— Да. В Либерии стало недопустимо опасно.
— А что стало с заведующей, доктором Ахерн?
— Ее больше нет с нами.
У Берка внутри все оборвалось.
— Что… что вы сказали?
— Она уехала из Африки.
Берк вздохнул с облегчением. Похоже, тонкостями английского языка эта француженка все-таки владеет не очень хорошо!
— А могу я с ней связаться? Вы знаете номер ее телефона?
— Простите, мы не вправе выдавать подобную информацию. Если хотите — пришлите письмо на наш адрес, а мы переправим дальше.
Письмо он сочинял полдня… а к вечеру разорвал. Утром написал новое. Но остался недоволен. Как раз его «бегство» было легко объяснить — достаточно нескольких внятных фраз. А вот про все остальное… про них двоих…
Что, собственно, произошло? Почему он вообразил, что их совместное будущее возможно? Теперь, в вашингтонской квартире, даже и под обезьяньи крики, Африка представлялась далекой сказкой или полузабытым сном. Началось все как кошмар — с падающего вертолета, продолжалось бредом, болью, запахом больничной дезинфекции, а закончилось сладким предчувствием счастья… и внезапным пробуждением.
Письмо удлинялось и удлинялось. И мало-помалу перешло в диалог с самим собой. Он уже не столько к Кейт обращался, сколько пытался разобраться со своей жизнью. Кто он? Кем он хочет быть? Что для него важно, а что второстепенно? И чем больше он размышлял над своим прошлым, настоящим и будущим, тем яснее ему становилось, что его прошлое прошло окончательно, будущее — в руках Кейт, а настоящее заключается в ожидании ответа от нее.
За те дни, что он писал это письмо, Берк успел обзвонить все больницы в Дублине. «Работает у вас доктор Ахерн?» — «Да, а вам кто из них нужен? Мэри или Джон?.. Вы имеете в виду доктора Эйхерни?.. А-а, вам нужен доктор Ахарон?..»

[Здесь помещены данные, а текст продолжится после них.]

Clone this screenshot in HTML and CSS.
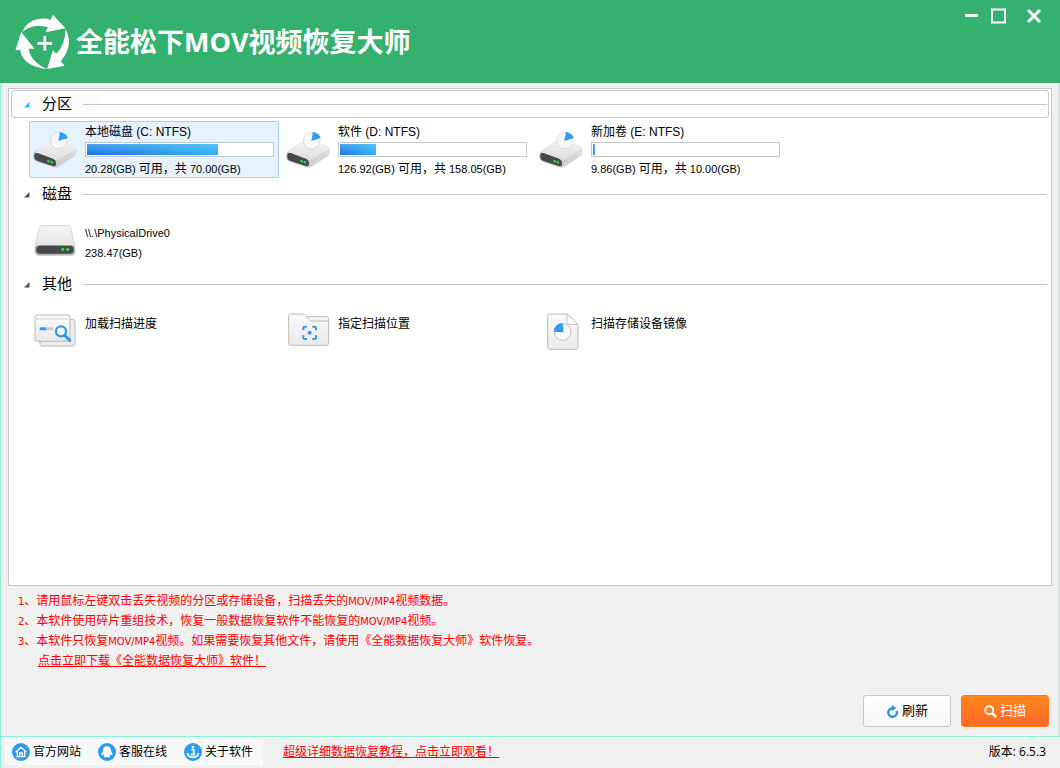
FILE: index.html
```html
<!DOCTYPE html>
<html lang="zh-CN">
<head>
<meta charset="utf-8">
<title>全能松下MOV视频恢复大师</title>
<link rel="stylesheet" href="styles.css">
</head>
<body>
<svg class="defs" aria-hidden="true">
  <defs>
    <linearGradient id="metal" x1="0" y1="0" x2="0" y2="1"><stop offset="0" stop-color="#f6f6f6"/><stop offset="1" stop-color="#dcdcdc"/></linearGradient>
    <linearGradient id="side" x1="0" y1="0" x2="1" y2="0"><stop offset="0" stop-color="#b9b9b9"/><stop offset="1" stop-color="#dedede"/></linearGradient>
    <linearGradient id="paper" x1="0" y1="0" x2="0" y2="1"><stop offset="0" stop-color="#fbfbfb"/><stop offset="1" stop-color="#e9e9e9"/></linearGradient>
    <symbol id="volume" viewBox="0 0 132 114">
      <path d="M1 72q0-9 9-14L56 28q5-3 11-1l54 17q10 4 10 13v6q0 9-7 14l-50 31q-6 4-14 1L12 92Q1 88 1 80z" fill="url(#side)"/>
      <path d="M10 57 56 28q5-3 11-1l54 17q12 5 3 12L78 86q-5 4-12 1L12 68q-8-5-2-11z" fill="url(#metal)"/>
      <path d="M4 73q0-9 10-7l46 17q9 4 9 12v4q0 9-10 6L14 90Q4 86 4 77z" fill="#45484a"/>
      <path d="m43 86 7 2v7l-7-2zM53 89l7 2v7l-7-2z" fill="#35d643"/>
      <circle cx="77" cy="29" r="25" fill="#f7f7f7" stroke="#cfcfcf" stroke-width="2"/>
      <path d="M76 30 81 2q20 6 23 19z" fill="#2f9bee"/>
    </symbol>
    <symbol id="tri" viewBox="0 0 7 7"><path d="M1 6.500 6.500 1v5.500z" fill="currentColor"/></symbol>
  </defs>
</svg>
<div class="window">
  <header class="titlebar">
    <svg class="logo" viewBox="44 38 164 168" aria-hidden="true">
      <g fill="#fff">
        <path d="M65 92Q80 58 113 53 136 49 150 56L157 40 195 81 135 93 142 78Q100 64 65 92z"/>
        <path d="M62 92 45 147 59 145Q65 194 140 203 89 181 85 142L102 142z"/>
        <path d="M140 203 157 147 167 157Q195 130 195 83 222 129 181 180L192 193z"/>
        <path d="M111 122h18v-18h8v18h18v8h-18v18h-8v-18h-18z"/>
      </g>
    </svg>
    <h1 class="title">全能松下<span class="latin">MOV</span>视频恢复大师</h1>
    <div class="controls">
      <button class="control" aria-label="最小化"><svg viewBox="0 0 16 16"><path d="M2 7.500h13" stroke="#fff" stroke-width="3"/></svg></button>
      <button class="control" aria-label="最大化"><svg viewBox="0 0 16 16"><path d="M1 1.500h13v13H1z" fill="none" stroke="#fff" stroke-width="2"/></svg></button>
      <button class="control last" aria-label="关闭"><svg viewBox="0 0 16 16"><path d="m2 2 12 12m0-12L2 14" stroke="#fff" stroke-width="3"/></svg></button>
    </div>
  </header>

  <main class="body">
    <div class="panel">
      <section>
        <button class="heading active"><svg class="tri"><use href="#tri"/></svg><span>分区</span><i class="rule"></i></button>
        <div class="items">
          <button class="item selected">
            <span class="pic"><svg width="44" height="38"><use href="#volume"/></svg></span>
            <span class="info"><span class="name">本地磁盘 (C: NTFS)</span>
            <span class="bar"><span class="fill" style="width:71%"></span></span>
            <span class="size">20.28(GB) <span class="cn">可用，共</span> 70.00(GB)</span></span>
          </button>
          <button class="item">
            <span class="pic"><svg width="44" height="38"><use href="#volume"/></svg></span>
            <span class="info"><span class="name">软件 (D: NTFS)</span>
            <span class="bar"><span class="fill" style="width:19.5%"></span></span>
            <span class="size">126.92(GB) <span class="cn">可用，共</span> 158.05(GB)</span></span>
          </button>
          <button class="item">
            <span class="pic"><svg width="44" height="38"><use href="#volume"/></svg></span>
            <span class="info"><span class="name">新加卷 (E: NTFS)</span>
            <span class="bar"><span class="fill" style="width:1.2%"></span></span>
            <span class="size">9.86(GB) <span class="cn">可用，共</span> 10.00(GB)</span></span>
          </button>
        </div>
      </section>
      <section>
        <button class="heading"><svg class="tri"><use href="#tri"/></svg><span>磁盘</span><i class="rule"></i></button>
        <div class="items">
          <button class="item">
            <span class="pic low"><svg width="42" height="32" viewBox="0 0 126 96">
              <path d="M16 8Q18 2 25 2h76q7 0 9 6l13 56v15q0 12-12 12H15Q3 91 3 79V64z" fill="url(#metal)" stroke="#c4c4c4" stroke-width="2"/>
              <path d="M3 72q0-12 12-12h96q12 0 12 12v7q0 12-12 12H15Q3 91 3 79z" fill="#b5b5b5"/>
              <rect x="7" y="62" width="112" height="24" rx="10" fill="#45484a"/>
              <circle cx="86" cy="73" r="5" fill="#35d643"/><circle cx="101" cy="73" r="5" fill="#35d643"/>
            </svg></span>
            <span class="info lines"><span>\\.\PhysicalDrive0</span><span>238.47(GB)</span></span>
          </button>
        </div>
      </section>
      <section>
        <button class="heading"><svg class="tri"><use href="#tri"/></svg><span>其他</span><i class="rule"></i></button>
        <div class="items">
          <button class="item">
            <span class="pic low"><svg width="42" height="34" viewBox="0 0 126 102">
              <rect x="18" y="17" width="105" height="79" rx="6" fill="#ededed" stroke="#bcbcbc" stroke-width="3"/>
              <rect x="3" y="3" width="105" height="79" rx="6" fill="url(#paper)" stroke="#bcbcbc" stroke-width="3"/>
              <path d="M5 15h101" stroke="#d0d0d0" stroke-width="3"/>
              <path d="M35 40h23v9H35z" fill="#ccc"/><path d="M17 40h19v9H17z" fill="#2f9bee"/>
              <circle cx="81" cy="52" r="15" fill="#fff" stroke="#2f9bee" stroke-width="7"/>
              <path d="m92 64 15 15" stroke="#2f9bee" stroke-width="9" stroke-linecap="round"/>
            </svg></span>
            <span class="info lines"><span class="name">加载扫描进度</span></span>
          </button>
          <button class="item">
            <span class="pic folder"><svg width="42" height="34" viewBox="0 0 126 102">
              <path d="M56 11h60q6 0 6 6v20H56z" fill="#f4f4f4" stroke="#bcbcbc" stroke-width="3"/>
              <path d="M8 3h37q5 0 8 4l11 13q3 4 8 4h44q6 0 6 6v61q0 6-6 6H8q-6 0-6-6V9q0-6 6-6z" fill="url(#paper)" stroke="#bcbcbc" stroke-width="3"/>
              <path d="M46 52v-7q0-4 4-4h7m16 0h7q4 0 4 4v7m0 15v7q0 4-4 4h-7m-16 0h-7q-4 0-4-4v-7" fill="none" stroke="#2f9bee" stroke-width="6"/>
              <circle cx="65" cy="59" r="6" fill="#2f9bee"/>
            </svg></span>
            <span class="info lines"><span class="name">指定扫描位置</span></span>
          </button>
          <button class="item">
            <span class="pic file"><svg width="32" height="37" viewBox="0 0 96 111">
              <path d="M8 3h52l33 31v69q0 6-6 6H8q-6 0-6-6V9q0-6 6-6z" fill="url(#paper)" stroke="#bcbcbc" stroke-width="3"/>
              <path d="M60 3v25q0 6 6 6h27z" fill="#fff" stroke="#c4c4c4" stroke-width="3"/>
              <circle cx="47" cy="57" r="25" fill="#fafafa" stroke="#c4c4c4" stroke-width="3"/>
              <path d="M49 58 20 56Q22 32 47 30z" fill="#2f9bee"/>
            </svg></span>
            <span class="info lines"><span class="name">扫描存储设备镜像</span></span>
          </button>
        </div>
      </section>
    </div>

    <div class="tips">
      <p><span class="latin">1</span>、请用鼠标左键双击丢失视频的分区或存储设备，扫描丢失的<span class="latin">MOV/MP4</span>视频数据。</p>
      <p><span class="latin">2</span>、本软件使用碎片重组技术，恢复一般数据恢复软件不能恢复的<span class="latin">MOV/MP4</span>视频。</p>
      <p><span class="latin">3</span>、本软件只恢复<span class="latin">MOV/MP4</span>视频。如果需要恢复其他文件，请使用《全能数据恢复大师》软件恢复。</p>
      <p class="indent"><a href="#download">点击立即下载《全能数据恢复大师》软件！</a></p>
    </div>

    <div class="actions">
      <button class="btn"><svg width="13" height="13" viewBox="0 0 13 13"><path d="M6.500 3.200A4.300 4.300 0 1 0 10.600 6" fill="none" stroke="#2f8fe0" stroke-width="2.400"/><path d="M6 0v6.200l4.200-3.100z" fill="#2f8fe0"/></svg>刷新</button>
      <button class="btn primary"><svg width="13" height="13" viewBox="0 0 14 14"><circle cx="5.700" cy="5.700" r="4.300" fill="none" stroke="#fff" stroke-width="2"/><path d="m9 9 4 4" stroke="#fff" stroke-width="2.600"/></svg>扫描</button>
    </div>
  </main>

  <footer class="status">
    <nav class="links">
      <a href="#site"><svg viewBox="0 0 54 54"><circle cx="27" cy="27" r="27" fill="#2f9bee"/><path d="m11 27 16-14 16 14M16 25v16h22V25M23 41V30h8v11" fill="none" stroke="#fff" stroke-width="4"/></svg>官方网站</a>
      <a href="#service"><svg viewBox="0 0 54 54"><circle cx="27" cy="27" r="27" fill="#2f9bee"/><path d="M27 10c-9 0-12 7-12 14-5 6-6 13-3 13 2 0 3-2 4-3 1 3 2 4 4 5-5 4 1 6 7 3 6 3 12 1 7-3 2-1 3-2 4-5 1 1 2 3 4 3 3 0 2-7-3-13 0-7-3-14-12-14z" fill="#fff"/></svg>客服在线</a>
      <a href="#about"><svg viewBox="0 0 54 54"><circle cx="27" cy="27" r="27" fill="#2f9bee"/><circle cx="27" cy="12" r="4" fill="#fff"/><path d="M22 20h7v15M20 35h14M11 30q0 13 16 13t16-13" fill="none" stroke="#fff" stroke-width="5"/></svg>关于软件</a>
    </nav>
    <a class="course" href="#course">超级详细数据恢复教程，点击立即观看！</a>
    <span class="version">版本: 6.5.3</span>
  </footer>
</div>
</body>
</html>
```
FILE: styles.css
```css
* { box-sizing: border-box; }
body {
  margin: 0;
  font: 12px/20px "Liberation Sans", "Noto Sans CJK SC", sans-serif;
  color: #000;
}
button { font: inherit; color: inherit; border: 0; background: none; padding: 0; text-align: left; }
svg { display: block; flex: none; }
.defs { position: absolute; width: 0; height: 0; }
.window { display: flex; flex-direction: column; min-height: 100vh; background: #f0f0f0; }

.titlebar { display: flex; align-items: center; height: 83px; padding: 0 18px 0 15px; background: #34b16e; color: #fff; }
.logo { width: 55px; height: 56px; margin-right: 6px; }
.title { flex: 1; margin: 0; font: bold 27px/40px "Noto Sans CJK SC", sans-serif; }
.title .latin { font-family: "Open Sans", sans-serif; }
.controls { display: flex; gap: 12px; align-self: flex-start; padding-top: 8px; }
.control { width: 16px; height: 16px; }
.control.last { margin-left: 7px; }
.control svg { width: 16px; height: 16px; }

.body { flex: 1; display: flex; flex-direction: column; padding: 5px 7px 0; border: solid #8ef0d8; border-width: 0 1px; }
.panel { flex: 1; padding: 1px 2px; border: 1px solid #c6c7c9; background: #fff; }
.heading {
  display: flex; align-items: center; width: 100%; height: 28px; padding: 0 1px 0 11px;
  border: 1px solid transparent; border-radius: 3px; font-size: 15px; color: #000;
}
.heading.active { border-color: #c6c7c9; background: linear-gradient(90deg, #fcfcfc 90px, #fff 90px); }
.tri { width: 7px; height: 7px; margin-right: 12px; color: #555; }
.active .tri { color: #29c0f0; }
.rule { flex: 1; height: 1px; margin-left: 11px; background: #c6c7c9; }
.items { display: grid; grid-template-columns: repeat(auto-fill, 250px); gap: 3px; padding: 3px 18px 2px; }
.item { display: flex; align-items: center; height: 57px; padding: 0 4px 0 3px; border: 1px solid transparent; border-radius: 2px; }
.item.selected { border-color: #a5d1f7; background: #e6f2fd; }
.pic { display: flex; justify-content: center; width: 44px; margin-right: 8px; }
.low { padding-top: 3px; }
.folder { padding: 1px 0 0 2px; }
.file { padding: 3px 0 0 4px; }
.info { flex: 1; display: flex; flex-direction: column; }
.name { font-size: 12px; }
.bar { width: 189px; height: 15px; padding: 1px; border: 1px solid #c6c7c9; background: #fff; }
.fill { display: block; height: 100%; background: linear-gradient(180deg, rgba(110, 200, 245, .6), rgba(110, 200, 245, 0)), linear-gradient(90deg, #1a70e6, #2fb4f3); }
.size { margin-top: 4px; line-height: 16px; font-size: 11px; white-space: nowrap; }
.cn { font-size: 12px; }
.lines { align-self: flex-start; padding-top: 11px; font-size: 11px; line-height: 20px; }
.lines .name { line-height: 22px; }

.tips { padding: 5px 10px 24px; color: #f00; }
.tips p { height: 20px; margin: 0; }
.tips .latin { font-family: "DejaVu Sans Condensed", "DejaVu Sans", sans-serif; font-size: 11px; }
.tips .indent { padding-left: 20px; }
.tips a, .course { color: #f00; }
.actions { display: flex; justify-content: flex-end; gap: 10px; padding: 0 3px 9px; }
.btn {
  display: flex; align-items: center; justify-content: center; gap: 3px; width: 88px; height: 32px;
  border: 1px solid #c6c7c9; border-radius: 3px; background: linear-gradient(#fff, #f7f7f7); font-size: 13px;
}
.primary { border-color: #ff7a20; background: linear-gradient(#ff861f, #ff6a26); color: #fff; }

.status { display: flex; align-items: center; height: 32px; padding: 0 14px 2px 4px; border: solid #8ef0d8; border-width: 1px 0 0 1px; }
.links { display: flex; gap: 17px; height: 26px; padding: 0 10px 0 7px; background: #f6f8fa; }
.links a { display: flex; align-items: center; gap: 3px; color: #000; text-decoration: none; }
.links svg { width: 18px; height: 18px; }
.course { margin-left: 20px; }
.version { margin-left: auto; font-family: "Open Sans", "Noto Sans CJK SC", sans-serif; }
```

По закону подлости пришлось пройтись по всему списку, прежде чем улыбнулась удача. В больнице на Мит-стрит ему сообщили, что они приняли на работу Кэтрин Ахерн, которая прежде трудилась где-то в Африке. Но к своим обязанностям врача в отделении неотложной помощи она приступит только через две недели. Поначалу будет занята исключительно в ночных сменах, где обычно меньше стресса, — «мы это называем мягкий ввод новичков».
Ее телефон ему, конечно, не дали. Берк был даже рад. Ему предстояло столько сказать ей… а вдруг Кейт сразу бросит трубку! Вот письмо швырнуть в мусорный ящик рука у нее вряд ли поднимется. И в письме больше надежды выбрать правильные слова… только закончить бы его побыстрее…
В промежутках между эпистолярным творчеством он успел починить свое покалеченное ухо. Хирурги-косметологи в больнице Сибли сказали, что с его шрамами от ожогов ничего поделать нельзя, зато ухо привести в «приемлемый вид» вполне возможно. Свое обещание они выполнили, и Берк остался доволен операцией: если не подрезать волосы слишком коротко, то почти ничего не заметно.
То был странный период зависания в пустом пространстве между двумя жизнями — прошлой и будущей. По утрам он ходил в фитнес-студию, накачивал ослабевшие за время болезни мускулы и играл в баскетбол. Днем или сидел в кафе, листая газеты и глазея на прохожих, или слонялся по музеям. По пятницам ходил в клуб играть в покер — этим и ограничивалось все его общение с людьми.
Редактора прознали, что он вернулся, и звонили с разными проектами. Он упрямо отказывался. Но когда хороший знакомый предложил трехдневное путешествие по чилийскому заповеднику Торрес-дель-Паине, Берк час-другой покрутил идею в голове… Потом быстро побросал вещи в чемодан — и заказал такси в аэропорт. Правда, полетел он совсем в другую сторону.
В самолете над Атлантикой он не сомкнул глаз. Смотрел вниз, на ночной океан. Думал.
В Хитроу пересел на другой самолет и был в Дублине уже к полудню. После бессонной ночи и смены часовых поясов он валился с ног от усталости, поэтому снял номер в дорогой гостинице на Графтон-стрит и несколько часов спал как убитый. Затем поехал в больницу на Мит-стрит и до полуночи ждал Кейт перед входом в отделение неотложной помощи. Она не появилась.